In conductors, the free movement of charge carriers allows for efficient current flow, while insulators prevent this movement, offering essential protection in electrical systems. Semiconductors, with their unique ability to control conductivity through doping and external factors like temperature, have paved the way for advancements in electronics, solar energy, and computing.

The more advanced topics, such as the Band Theory of Solids, doping in semiconductors, and phenomena like superconductivity and the Hall Effect, delve deeper into the quantum mechanical nature of materials, offering more precise explanations of conductivity and its manipulation. Concepts like drift velocity, Ohm’s Law, and the temperature dependence of resistivity are central to understanding how materials behave under various conditions, whether in simple circuits or highly complex systems.

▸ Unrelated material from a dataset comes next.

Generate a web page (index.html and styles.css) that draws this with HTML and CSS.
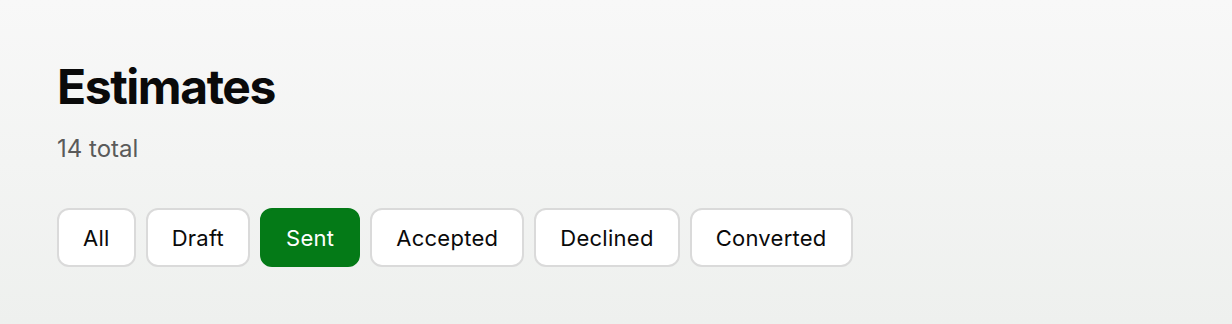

As the demand for more efficient and sustainable energy systems grows, understanding electrical conductivity becomes even more crucial. Innovations in superconductivity, along with improved semiconductor technologies, promise to revolutionize power transmission and electronic devices in ways that were once unimaginable.

For students preparing for competitive exams such as JEE, AIIMS, and Olympiads, mastering these concepts not only forms the core of their scientific knowledge but also equips them to innovate and solve real-world challenges. The application of these principles stretches beyond theoretical study into industries, impacting everything from healthcare (through MRI machines) to transportation (via maglev trains) and even energy systems.

In conclusion, electrical conductivity is not just a topic confined to textbooks but a dynamic field that drives technological progress. As we continue to explore the intricacies of conductors, insulators, and semiconductors, we are better equipped to harness the power of electricity in ways that shape both our daily lives and the future of technology.